What has seemed likely since Christmas Eve was confirmed on Friday: Iowa’s non-profit health insurance coop is liquidating. At the end of this post, I’ve enclosed the e-mail CoOportunity Health members received on January 23. Members are strongly encouraged to enroll in other health insurance before February 15, the end of 2015 Open Enrollment under the federal health care reform law. In Iowa, only Coventry now sells policies through the exchange, allowing eligible people to receive federal tax subsidies to help cover the cost of insurance.
CoOportunity Health was created to sell individual, family, and small-business health insurance policies in Iowa and Nebraska. Its membership greatly exceeded projections, but so did the costs of insuring a population that had largely been uninsured before the 2010 Affordable Care Act went into effect in 2014.
Some politicians, like Senator Joni Ernst, have nothing to say about CoOportunity’s collapse beyond empty talking points about Obamacare. Others, like Senator Chuck Grassley and Representative Dave Loebsack (IA-02), are digging for answers on why federal officials didn’t do more to help the health insurance coop survive. Those are important questions.

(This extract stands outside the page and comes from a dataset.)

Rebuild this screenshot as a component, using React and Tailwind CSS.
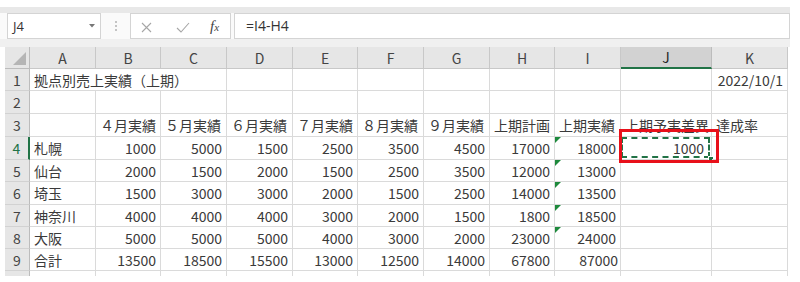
import React from 'react'

const letters = ['A', 'B', 'C', 'D', 'E', 'F', 'G', 'H', 'I', 'J', 'K']
const colW = ['w-[66px]', 'w-[65px]', 'w-[66px]', 'w-[66px]', 'w-[65px]', 'w-[66px]', 'w-[66px]', 'w-[65px]', 'w-[66px]', 'w-[91px]', 'w-[76px]']

const months = ['４月実績', '５月実績', '６月実績', '７月実績', '８月実績', '９月実績', '上期計画', '上期実績', '上期予実差異', '達成率']

const data = [
  { n: 4, h: 'h-[23px]', name: '札幌', vals: [1000, 5000, 1500, 2500, 3500, 4500, 17000, 18000], diff: 1000, flag: true },
  { n: 5, h: 'h-[22px]', name: '仙台', vals: [2000, 1500, 2000, 1500, 2500, 3500, 12000, 13000], flag: true },
  { n: 6, h: 'h-[23px]', name: '埼玉', vals: [1500, 3000, 3000, 2000, 1500, 2500, 14000, 13500], flag: true },
  { n: 7, h: 'h-[22px]', name: '神奈川', vals: [4000, 4000, 4000, 3000, 2000, 1500, 1800, 18500], flag: true },
  { n: 8, h: 'h-[22px]', name: '大阪', vals: [5000, 5000, 5000, 4000, 3000, 2000, 23000, 24000], flag: true },
  { n: 9, h: 'h-[22px]', name: '合計', vals: [13500, 18500, 15500, 13000, 12500, 14000, 67800, 87000], flag: false },
]

const grid = 'border-r border-b border-[#dadada]'

const RowHead = ({ n, h, active }) => (
  <div
    className={`w-[25px] ${h} shrink-0 flex items-center justify-center bg-[#e6e6e6] border-b border-[#d2d2d2] ${
      active ? 'border-r-2 border-r-[#217346] text-[#217346] bg-[#dcdcdc]' : 'border-r border-r-[#bcbcbc] text-[#444]'
    }`}
  >
    {n}
  </div>
)

const Cell = ({ w, h, right, children, className = '' }) => (
  <div
    className={`${w} ${h} shrink-0 relative flex items-center px-[4px] whitespace-nowrap ${grid} ${
      right ? 'justify-end' : 'justify-start'
    } ${className}`}
  >
    {children}
  </div>
)

const FormulaBar = () => (
  <div className="mt-[7px] w-[790px] font-['Open_Sans',sans-serif]">
    <div className="h-[6px] bg-[#e8e8e8]" />
    <div className="h-[26px] flex bg-[#fafafa] pl-[7px]">
      <div className="w-[94px] bg-white border border-[#d4d4d4] flex items-center justify-between pl-[5px] pr-[5px]">
        <span className="text-[13px] text-[#333]">J4</span>
        <svg width="6" height="4" viewBox="0 0 6 4">
          <path d="M0 0 L6 0 L3 3.5 Z" fill="#777" />
        </svg>
      </div>
      <div className="w-[29px] flex items-center justify-center">
        <div className="flex flex-col gap-[2px]">
          <span className="w-[2px] h-[2px] bg-[#c4c4c4]" />
          <span className="w-[2px] h-[2px] bg-[#c4c4c4]" />
          <span className="w-[2px] h-[2px] bg-[#c4c4c4]" />
        </div>
      </div>
      <div className="w-[101px] bg-white border border-[#d4d4d4] flex items-center pl-[10px]">
        <svg width="11" height="11" viewBox="0 0 11 11" className="mt-[2px]">
          <path d="M1 1 L10 10 M10 1 L1 10" stroke="#a6a6a6" strokeWidth="1.1" fill="none" />
        </svg>
        <svg width="14" height="11" viewBox="0 0 14 11" className="ml-[24px] mt-[3px]">
          <path d="M1 6 L5 10 L13 1" stroke="#a6a6a6" strokeWidth="1.1" fill="none" />
        </svg>
        <span className="ml-[20px] font-['Liberation_Serif',serif] italic text-[#444] text-[15px] leading-none">
          f<span className="text-[11px]">x</span>
        </span>
      </div>
      <div className="ml-[3px] flex-1 bg-white border border-[#d4d4d4] flex items-center pl-[11px]">
        <span className="text-[14px] text-[#333]">=I4-H4</span>
      </div>
    </div>
    <div className="h-[8px] bg-[#f0f0f0]" />
  </div>
)

export default function App() {
  return (
    <div className="w-[800px] h-[282px] bg-white overflow-hidden relative font-['Noto_Sans_CJK_JP',sans-serif] text-[14px] leading-[20px] text-[#3a3a3a]">
      <FormulaBar />

      <div className="pl-[5px]">
        {/* column headers */}
        <div className="flex h-[22px]">
          <div className="w-[25px] shrink-0 bg-[#e6e6e6] border-r border-b border-[#bcbcbc] flex items-end justify-end pr-[3px] pb-[3px]">
            <svg width="13" height="13" viewBox="0 0 13 13">
              <path d="M13 0 L13 13 L0 13 Z" fill="#b5b5b5" />
            </svg>
          </div>
          {letters.map((l, i) => (
            <div
              key={l}
              className={`${colW[i]} shrink-0 flex items-center justify-center ${
                l === 'J'
                  ? 'bg-[#d2d2d2] border-r border-r-[#bcbcbc] border-b-2 border-b-[#217346] text-[#262626]'
                  : 'bg-[#e6e6e6] border-r border-b border-[#c8c8c8] text-[#444]'
              }`}
            >
              {l}
            </div>
          ))}
        </div>

        {/* row 1 */}
        <div className="flex">
          <RowHead n={1} h="h-[22px]" />
          <Cell w="w-[197px]" h="h-[22px]">拠点別売上実績（上期）</Cell>
          {colW.slice(3, 10).map((w, i) => (
            <Cell key={i} w={w} h="h-[22px]" />
          ))}
          <Cell w="w-[76px]" h="h-[22px]" right>2022/10/1</Cell>
        </div>

        {/* row 2 */}
        <div className="flex">
          <RowHead n={2} h="h-[23px]" />
          {colW.map((w, i) => (
            <Cell key={i} w={w} h="h-[23px]" />
          ))}
        </div>

        {/* row 3 */}
        <div className="flex">
          <RowHead n={3} h="h-[23px]" />
          <Cell w={colW[0]} h="h-[23px]" />
          {months.map((m, i) => (
            <Cell key={m} w={colW[i + 1]} h="h-[23px]">{m}</Cell>
          ))}
        </div>

        {/* data rows */}
        {data.map((r) => (
          <div key={r.n} className="flex">
            <RowHead n={r.n} h={r.h} active={r.n === 4} />
            <Cell w={colW[0]} h={r.h}>{r.name}</Cell>
            {r.vals.map((v, i) => (
              <Cell key={i} w={colW[i + 1]} h={r.h} right className={i === 7 && !r.flag ? 'pr-[2px]' : ''}>
                {i === 7 && r.flag && (
                  <span className="absolute top-0 left-0 w-0 h-0 border-t-[6px] border-t-[#1e8a3c] border-r-[6px] border-r-transparent" />
                )}
                {v}
              </Cell>
            ))}
            <Cell w={colW[9]} h={r.h} right>
              {r.diff && (
                <>
                  <span className="absolute top-0 left-0 right-[1px] bottom-[1px] border-2 border-dashed border-[#217346]" />
                  <span className="absolute right-[-3px] bottom-[-3px] w-[6px] h-[6px] bg-[#217346] border border-white" />
                  <span className="relative pr-[3px]">{r.diff}</span>
                </>
              )}
            </Cell>
            <Cell w={colW[10]} h={r.h} />
          </div>
        ))}

        {/* partial row */}
        <div className="flex h-[5px]">
          <div className="w-[25px] shrink-0 bg-[#e6e6e6] border-r border-[#bcbcbc]" />
          {colW.map((w, i) => (
            <div key={i} className={`${w} shrink-0 border-r border-[#dadada]`} />
          ))}
        </div>
      </div>

      {/* annotation box around J4 */}
      <div className="absolute left-[619px] top-[129px] w-[100px] h-[34px] border-[3px] border-[#e8101a]" />
    </div>
  )
}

As far as I can tell, no one in a position of power is examining how decisions by Iowa officials stacked the deck against CoOportunity ever becoming solvent. Did Iowa’s insurance commissioner Nick Gerhart seal the coop’s fate by bending over backwards to suit the 800-pound gorilla in Iowa’s health insurance market (Wellmark Blue Cross/Blue Shield)? Now that CoOportunity’s failure leaves only one company selling policies on Iowa’s health insurance exchange, what is Gerhart’s “plan B” if Coventry decides later this year against continuing to participate on the exchange for 2016?